The main reason Amazon has such a monopoly is the same reason Facebook has a ‘monopoly’ on social sharing - breadth.  Authors wanting to self-publish ebooks are told they have to be on Amazon, because that’s where everyone is.  Readers often only look on Amazon, either because they are locked into the Amazon-Kindle system or simply because experience shows them it has a huge range at the cheapest price. Because ebooks are fungable goods, (or arguably, fungable services) being sold in a frictionless and almost entirely transparent marketplace, whomever sells at the cheapest price is likely to get the vast majority of sales. At the moment authors have few choices about where they sell.  They can hand over 30% of their income to Amazon, hand over 30% of their income to Apple and hope the censor doesn't block them, or hand over 40% of their income to Smashwords. It shouldn’t be particularly difficult for appropriately keen coders to develop an open source system along the lines of Wordpress whereby authors or small cooperatives can maintain autonomy in publication, but utilise the benefits of a common searchable database.  Once that happens and reaches a large enough size, suddenly Amazon and Apple look very vulnerable.  When you can get the benefits of a large unified database and only pay 2.5% to PayPal to handle payments, why would you cop a 30% Amazon tax?  When you are selling your ebook for a 20% discount compared to Amazon or iBooks, why would I buy from them?

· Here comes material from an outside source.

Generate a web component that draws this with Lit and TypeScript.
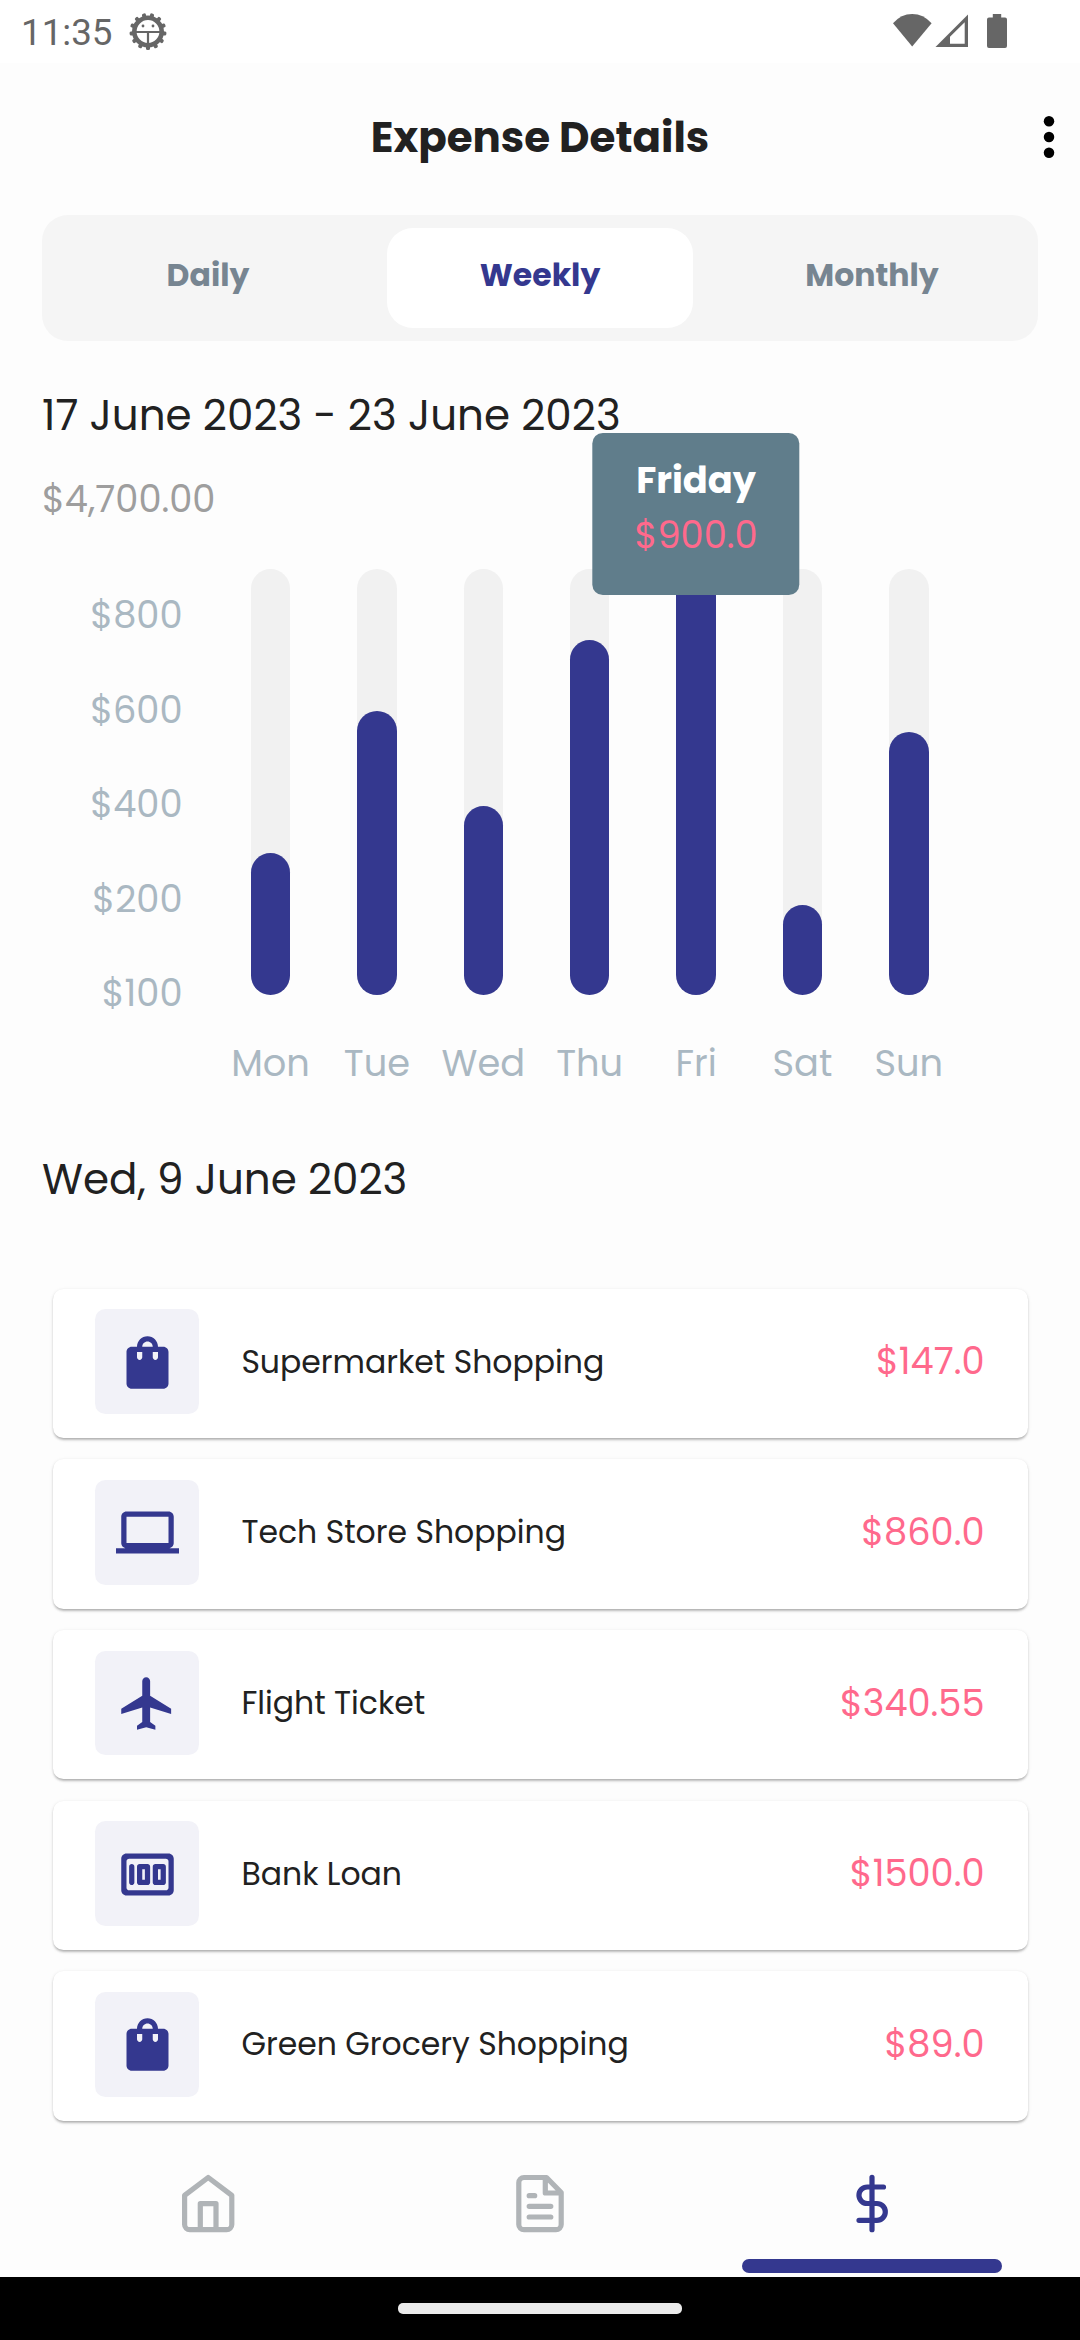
import { LitElement, html, css, svg, nothing } from "lit";
import { customElement, property, state } from "lit/decorators.js";
import { classMap } from "lit/directives/class-map.js";
import { styleMap } from "lit/directives/style-map.js";

type IconName = "bag" | "laptop" | "plane" | "money";

interface Expense {
  icon: IconName;
  name: string;
  amount: string;
}

interface Day {
  label: string;
  value: number;
  tip?: string;
}

const MAX_VALUE = 900;
const TABS = ["Daily", "Weekly", "Monthly"];
const SCALE = ["$800", "$600", "$400", "$200", "$100"];
const DAYS: Day[] = [
  { label: "Mon", value: 300 },
  { label: "Tue", value: 600 },
  { label: "Wed", value: 400 },
  { label: "Thu", value: 750 },
  { label: "Fri", value: 900, tip: "Friday" },
  { label: "Sat", value: 190 },
  { label: "Sun", value: 555 },
];
const EXPENSES: Expense[] = [
  { icon: "bag", name: "Supermarket Shopping", amount: "$147.0" },
  { icon: "laptop", name: "Tech Store Shopping", amount: "$860.0" },
  { icon: "plane", name: "Flight Ticket", amount: "$340.55" },
  { icon: "money", name: "Bank Loan", amount: "$1500.0" },
  { icon: "bag", name: "Green Grocery Shopping", amount: "$89.0" },
];

const ICONS = {
  bag: svg`<path d="M18 6h-2c0-2.21-1.79-4-4-4S8 3.79 8 6H6c-1.1 0-2 .9-2 2v12c0 1.1.9 2 2 2h12c1.1 0 2-.9 2-2V8c0-1.1-.9-2-2-2zm-8 4c0 .55-.45 1-1 1s-1-.45-1-1V8h2v2zm2-6c1.1 0 2 .9 2 2h-4c0-1.1.9-2 2-2zm4 6c0 .55-.45 1-1 1s-1-.45-1-1V8h2v2z"/>`,
  laptop: svg`<path d="M20 18c1.1 0 1.99-.9 1.99-2L22 6c0-1.1-.9-2-2-2H4c-1.1 0-2 .9-2 2v10c0 1.1.9 2 2 2H0v2h24v-2h-4zM4 6h16v10H4V6z"/>`,
  plane: svg`<path d="M21 16v-2l-8-5V3.5c0-.83-.67-1.5-1.5-1.5S10 2.67 10 3.5V9l-8 5v2l8-2.5V19l-2 1.5V22l3.5-1 3.5 1v-1.5L13 19v-5.5l8 2.5z"/>`,
  money: svg`<path fill-rule="evenodd" d="M4 4h16c1.1 0 2 .9 2 2v12c0 1.1-.9 2-2 2H4c-1.1 0-2-.9-2-2V6c0-1.1.9-2 2-2zm1 2c-.55 0-1 .45-1 1v10c0 .55.45 1 1 1h14c.55 0 1-.45 1-1V7c0-.55-.45-1-1-1H5zM6 8c.55 0 1 .45 1 1v6c0 .55-.45 1-1 1s-1-.45-1-1V9c0-.55.45-1 1-1zm3 0h3c.55 0 1 .45 1 1v6c0 .55-.45 1-1 1H9c-.55 0-1-.45-1-1V9c0-.55.45-1 1-1zm1 2v4h1v-4h-1zm5-2h3c.55 0 1 .45 1 1v6c0 .55-.45 1-1 1h-3c-.55 0-1-.45-1-1V9c0-.55.45-1 1-1zm1 2v4h1v-4h-1z"/>`,
};

@customElement("status-bar")
export class StatusBar extends LitElement {
  static styles = css`
    :host {
      display: flex;
      height: 62.5px;
      background: #fff;
      color: #666;
      font: 400 36.75px/50px Roboto, sans-serif;
      box-sizing: border-box;
      padding: 8px 70px 0 21px;
    }
    .time { flex: none; width: 106px; }
    .fill { fill: currentColor; }
    .spacer { flex: 1; }
    .debug { display: block; flex: none; width: 42px; height: 42px; margin-top: 3px; }
    .signals { display: block; flex: none; width: 124px; height: 42px; margin-top: 2px; }
  `;

  render() {
    const teeth = Array.from({ length: 13 }, (_, i) => 180 + (i * 360) / 13);
    return html`
      <span class="time">11:35</span>
      <svg class="debug" viewBox="127 11 42 42">
        <g class="fill">
          ${teeth.map(
            (a) => svg`<rect x="146" y="13" width="4" height="6" rx="1.5" transform="rotate(${a} 148 31.5)" />`
          )}
        </g>
        <circle cx="148" cy="31.5" r="13.7" fill="none" stroke="currentColor" stroke-width="4.6" />
        <path d="M136 32H160M148 32V45" fill="none" stroke="currentColor" stroke-width="2.2" />
        <circle class="fill" cx="143" cy="26" r="1.4" />
        <circle class="fill" cx="153" cy="26" r="1.4" />
      </svg>
      <span class="spacer"></span>
      <svg class="signals" viewBox="885 10 124 42">
        <path class="fill" d="M911.2 46.5 892 23.3Q900 14 911.2 14T930.6 23.3Z" />
        <path class="fill" fill-rule="evenodd" d="M934.5 47 967 14.5V47ZM949 36.8V43.7H963.7V22.3Z" />
        <path class="fill" d="M991.8 14h8.4v3.6h3.8q2 0 2 2V46q0 2-2 2h-16q-2 0-2-2V19.6q0-2 2-2h3.8z" />
      </svg>
    `;
  }
}

@customElement("period-tabs")
export class PeriodTabs extends LitElement {
  @state() private selected = "Weekly";

  static styles = css`
    :host {
      display: grid;
      grid-template-columns: repeat(3, 1fr);
      height: 126px;
      padding: 13px 0;
      box-sizing: border-box;
      border-radius: 26px;
      background: #f5f5f5;
    }
    .tab {
      margin: 0 13px;
      padding: 0 0 6px;
      border: 0;
      border-radius: 26px;
      background: none;
      color: #778591;
      font: 700 31.5px/44px Poppins, Inter, sans-serif;
    }
    .tab.on { background: #fff; color: #34388f; }
  `;

  render() {
    return TABS.map(
      (t) => html`<button
        class=${classMap({ tab: true, on: t === this.selected })}
        @click=${() => (this.selected = t)}
      >${t}</button>`
    );
  }
}

@customElement("week-chart")
export class WeekChart extends LitElement {
  static styles = css`
    :host {
      display: flex;
      height: 522px;
      color: #aab8c2;
      font: 400 36.75px/50px Poppins, Inter, sans-serif;
    }
    .scale {
      width: 140.5px;
      margin: -1.3px 34.8px 0 0;
      text-align: right;
    }
    .mark { height: 94.6px; line-height: 94.6px; }
    .day {
      position: relative;
      width: 106.4px;
      display: flex;
      flex-direction: column;
      align-items: center;
      gap: 43px;
    }
    .track {
      display: flex;
      align-items: flex-end;
      width: 39.4px;
      height: 425.7px;
      border-radius: 20px;
      background: #f1f1f1;
    }
    .bar { width: 100%; border-radius: 20px; background: #34388f; }
    .label { white-space: nowrap; }
    .tip {
      position: absolute;
      z-index: 1;
      left: 50%;
      top: -136.3px;
      transform: translateX(-50%);
      width: 207.4px;
      height: 162.5px;
      box-sizing: border-box;
      padding-top: 20.3px;
      border-radius: 10.5px;
      background: #607d8b;
      text-align: center;
      line-height: 55px;
    }
    .tip-day { display: block; color: #fff; font-weight: 700; }
    .tip-value { color: #ff698c; }
  `;

  render() {
    return html`
      <div class="scale">${SCALE.map((s) => html`<div class="mark">${s}</div>`)}</div>
      ${DAYS.map(
        (d) => html`
          <div class="day">
            <div class="track">
              <div class="bar" style=${styleMap({ height: `${(d.value / MAX_VALUE) * 100}%` })}></div>
            </div>
            <div class="label">${d.label}</div>
            ${d.tip
              ? html`<div class="tip">
                  <span class="tip-day">${d.tip}</span>
                  <span class="tip-value">$${d.value.toFixed(1)}</span>
                </div>`
              : nothing}
          </div>
        `
      )}
    `;
  }
}

@customElement("expense-card")
export class ExpenseCard extends LitElement {
  @property({ attribute: false }) item!: Expense;

  static styles = css`
    :host {
      display: flex;
      align-items: center;
      height: 149.4px;
      box-sizing: border-box;
      padding: 0 43px 3.4px 42.2px;
      border-radius: 10.5px;
      background: #fff;
      box-shadow: 0 2.6px 2.6px -1px rgba(0, 0, 0, 0.2), 0 1px 2.6px rgba(0, 0, 0, 0.13),
        0 1px 5px rgba(0, 0, 0, 0.05);
      font-family: Poppins, Inter, sans-serif;
    }
    .tile {
      display: grid;
      place-items: center;
      width: 104.7px;
      height: 104.7px;
      margin-right: 42px;
      border-radius: 10.5px;
      background: #f2f2f8;
    }
    .icon { display: block; width: 63px; height: 63px; margin-top: 1px; fill: #34388f; }
    .name { flex: 1; color: #212121; font-size: 31.5px; line-height: 44px; }
    .amount { color: #ff698c; font-size: 36.75px; line-height: 50px; margin-top: -1px; }
  `;

  render() {
    return html`
      <div class="tile"><svg class="icon" viewBox="0 0 24 24">${ICONS[this.item.icon]}</svg></div>
      <div class="name">${this.item.name}</div>
      <div class="amount">${this.item.amount}</div>
    `;
  }
}

@customElement("bottom-nav")
export class BottomNav extends LitElement {
  static styles = css`
    :host {
      display: grid;
      grid-template-columns: repeat(3, 1fr);
      height: 156px;
      padding: 0 42px;
      color: #b0b4b7;
    }
    .item {
      display: flex;
      flex-direction: column;
      align-items: center;
      padding-top: 51px;
    }
    .item.on { color: #34388f; }
    .icon {
      display: block;
      width: 58px;
      height: 63px;
      fill: none;
      stroke: currentColor;
      stroke-width: 5.2px;
      stroke-linecap: round;
      stroke-linejoin: round;
    }
    .marker {
      width: 259.5px;
      height: 14px;
      margin-top: 24px;
      border-radius: 7px;
      background: #34388f;
    }
  `;

  render() {
    return html`
      <div class="item">
        <svg class="icon" viewBox="0 0 58 63">
          <path d="M5.6 23.3 29.2 5.5 52.8 23.3V52.5a5.2 5.2 0 0 1-5.2 5.2H10.8a5.2 5.2 0 0 1-5.2-5.2ZM21.3 57.7V31.6H37V57.7" />
        </svg>
      </div>
      <div class="item">
        <svg class="icon" viewBox="0 0 58 63">
          <path d="M13 5.5H35.5L50.2 20.5V52.5a5.2 5.2 0 0 1-5.2 5.2H13a5.2 5.2 0 0 1-5.2-5.2V10.7A5.2 5.2 0 0 1 13 5.5ZM34.3 5.5V21H50.2M18.2 23.7H23.7M18.2 34.3H39.8M18.2 45H39.8" />
        </svg>
      </div>
      <div class="item on">
        <svg class="icon" viewBox="0 0 58 63">
          <path d="M29 5.3V57.7M40.5 15H24.2a8.2 8.2 0 0 0 0 16.500H33.9a8.4 8.4 0 0 1 0 16.800H16" />
        </svg>
        <div class="marker"></div>
      </div>
    `;
  }
}

@customElement("app-root")
export class AppRoot extends LitElement {
  static styles = css`
    :host {
      display: flex;
      flex-direction: column;
      height: 2340px;
      background: #fdfdfd;
      color: #212121;
      font-family: Poppins, Inter, sans-serif;
    }
    .header {
      display: grid;
      grid-template-columns: 64px 1fr 64px;
      align-items: center;
      height: 152.5px;
      box-sizing: border-box;
      padding-bottom: 2px;
    }
    .title {
      grid-column: 2;
      margin: 0;
      text-align: center;
      font-size: 42px;
      font-weight: 700;
      line-height: 60px;
    }
    .menu { display: block; width: 16px; height: 48px; justify-self: center; margin: -2px -1.4px 0 0; }
    .main { display: flex; flex-direction: column; padding: 0 42px; }
    .heading { margin: 0; font-size: 42px; font-weight: 400; line-height: 60px; }
    .range { margin-top: 45.1px; }
    .total { margin-top: 28px; font-size: 36.75px; line-height: 50px; color: #9e9e9e; }
    .chart { margin-top: 45.2px; }
    .date { margin-top: 58.5px; }
    .list { display: flex; flex-direction: column; gap: 21.3px; margin: 78.9px 10.5px 0; }
    .system {
      display: grid;
      place-items: center;
      height: 63px;
      background: #000;
    }
    .pill { width: 284px; height: 11px; border-radius: 5px; background: #ebebeb; }
  `;

  render() {
    return html`
      <status-bar></status-bar>
      <div class="header">
        <h1 class="title">Expense Details</h1>
        <svg class="menu" viewBox="0 0 16 48">
          <circle cx="8" cy="8.3" r="5.25" />
          <circle cx="8" cy="24" r="5.25" />
          <circle cx="8" cy="39.7" r="5.25" />
        </svg>
      </div>
      <div class="main">
        <period-tabs></period-tabs>
        <h2 class="heading range">17 June 2023 - 23 June 2023</h2>
        <div class="total">$4,700.00</div>
        <week-chart class="chart"></week-chart>
        <h2 class="heading date">Wed, 9 June 2023</h2>
        <div class="list">
          ${EXPENSES.map((e) => html`<expense-card .item=${e}></expense-card>`)}
        </div>
      </div>
      <bottom-nav></bottom-nav>
      <div class="system"><div class="pill"></div></div>
    `;
  }
}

The best way to predict the future is to invent it

This is not a prediction.  I don’t know what is going to happen with ebooks.  Some, like Eli Neiberger, argue that ‘bits have no value’ and soon ebooks are likely to be virtually impossible to monetise.  I don’t subscribe to this view, but I think it’s more likely than the current model continuing.  What I do know is that the future of books is not the present of books. I know that if you concentrate on the legacy container instead of the contents you will go out of business.  And I know that librarians need to understand all of these things, and work out what they’re going to do to ensure they are still able to provide their communities with the information and cultural works they need and want.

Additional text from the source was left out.